The doctrine was first applied to labor law obligations, and then to employment law claims.  Eventually, its reach was expanded to ERISA obligations, in the form of employer withdrawal liability and contribution delinquencies.  Successor liability provides multiemployer funds with a potential second collection target, namely a successor, provided that certain continuity and notice requirements are satisfied.  Indeed, as the Seventh Circuit has stated, “a second chance is precisely the point of successor liability.” Chicago Truck Drivers, Helpers and Warehouse Workers Union Pension Fund v. Tasemkin, Inc., 59 F.3d 48, 51 (7th Cir. 1995). Many funds have used this to their advantage by aggressively (often successfully) pursuing claims against putative successors.

However, this federal common law doctrine is not an independent cause of action, as illustrated in E. Cent.
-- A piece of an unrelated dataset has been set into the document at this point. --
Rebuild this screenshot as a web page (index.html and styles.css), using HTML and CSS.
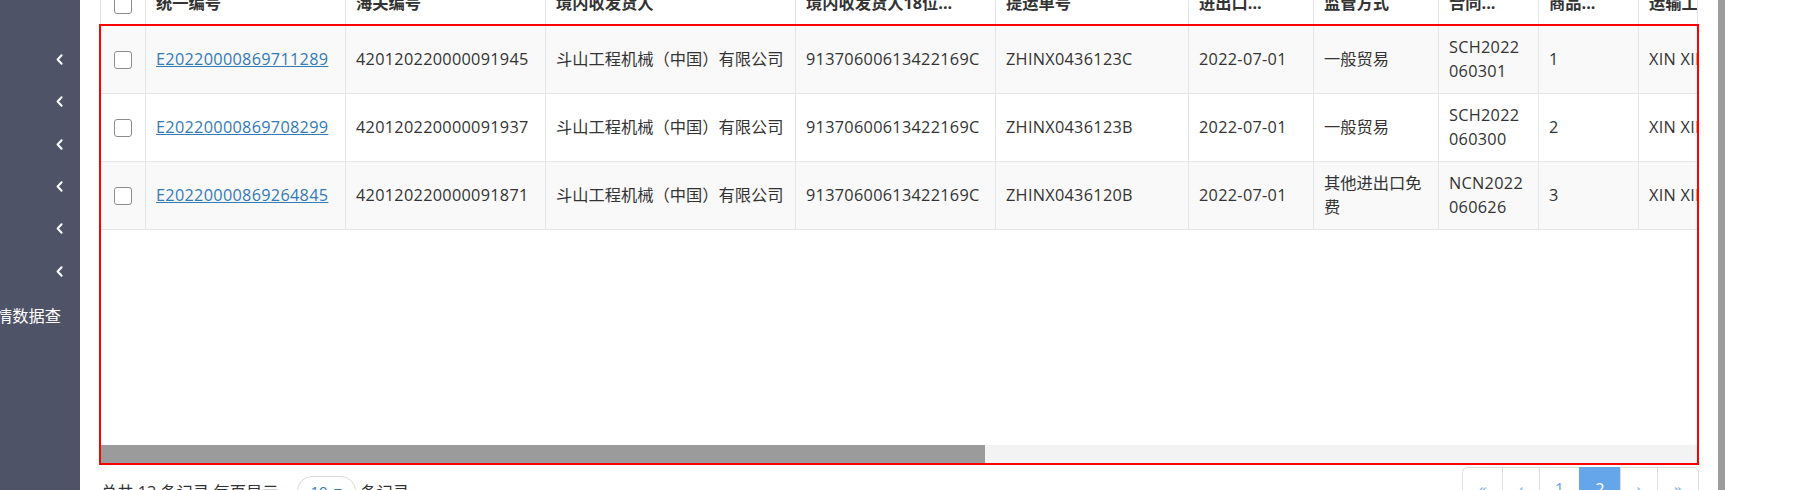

Illinois Pipe Trades Health & Welfare Fund v. Prather Plumbing & Heating, Inc.,  No. 20-2525, 2021 U.S. App. LEXIS 20083 (7th Cir. July 7, 2021) (“Prather Plumbing”), which involved father-son plumbing businesses. The father’s business was unionized, and owed two multiemployer funds almost $300,000, collectively. After working for his father’s plumbing company, the son then started his own plumbing business using approximately $25,000 worth of equipment purchased from his father’s company. The son’s business also hired some of his father’s former employees and serviced some of his father’s former clients. Not surprisingly, when the father’s business closed at the same time as his son’s was being formed, the funds sought to collect from the son’s company on a theory of successor liability.

The district court granted summary judgment for the defendant on equitable grounds, reasoning that a $25,000 acquisition leading to a $300,000 liability would have been patently unfair. The  appellate court, however, vacated and remanded, on jurisdictional grounds. The Seventh Circuit found that a claim for successor liability, a federal common law doctrine, was not a cause of action arising under federal law.  As a result,  it was insufficient to establish federal question jurisdiction within the meaning of 28 U.S.C. § 1331.
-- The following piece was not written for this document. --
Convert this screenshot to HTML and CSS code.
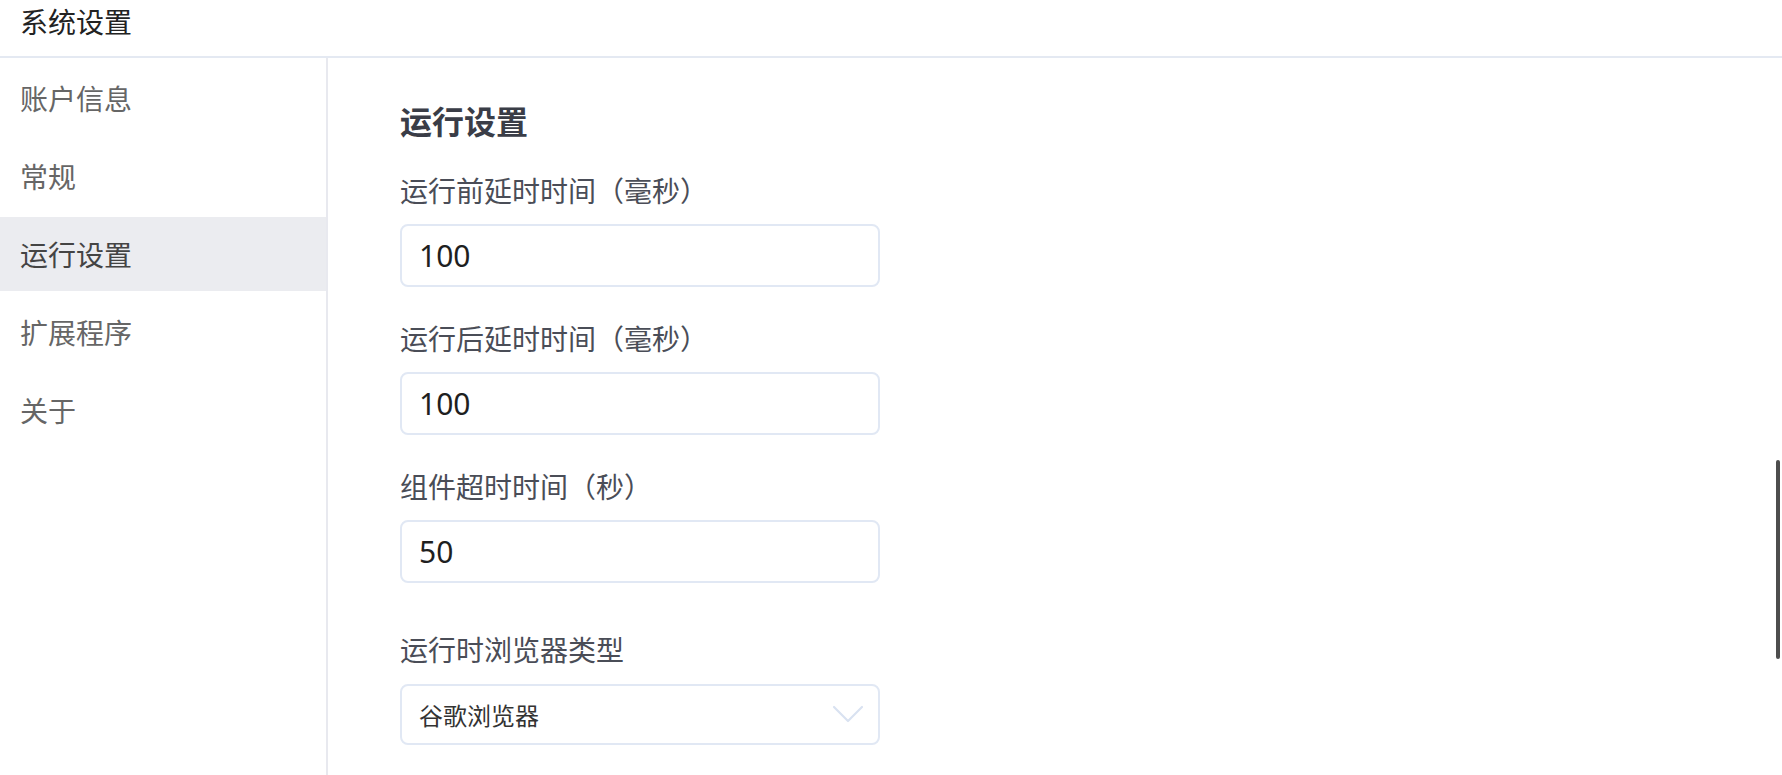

The Seventh Circuit reiterated that federal courts are courts of limited jurisdiction; they can “exercise judicial power only over those categories of Cases and Controversies authorized in the Constitution and by Congress.” Congress has implemented this jurisdictional authority via the federal question jurisdiction statute: 28 U.S.C. § 1331. This provision confers jurisdiction over federal questions: the “district courts shall have original jurisdiction of all civil actions arising under the Constitution, laws, or treaties of the United States.”

In Prather Plumbing, the funds argued that their successor liability claim by definition arose under federal law. After all, a claim arising under federal common law “necessarily presents a federal question.” The Seventh Circuit, however, disagreed.

The Court observed that absent circumstances not present, “a case arises under federal law when federal law creates the cause of action asserted.” Prather Plumbing, 2021 U.S. App. LEXIS 20083, at *8-*9 (quoting Gunn v. Minton, 568 U.S. 251, 257 (2013)). In the absence of such a federal cause of action, § 1331 is not satisfied and the court lacks jurisdiction.

Applying these principles, the Court held that the successor liability claim was not a federal cause of action. Id. at *15-*16 (relying on Peacock v. Thomas, 516 U.S. 349 (1996) (action to pierce corporate veil and collect from corporate officer for ERISA judgment against defunct corporation was not a cause of action under ERISA or any other federal statute)). Accordingly, without any federal statutory right of action for successor liability (under ERISA or otherwise), the claim did not arise under federal law and the Court therefore lacked subject matter jurisdiction.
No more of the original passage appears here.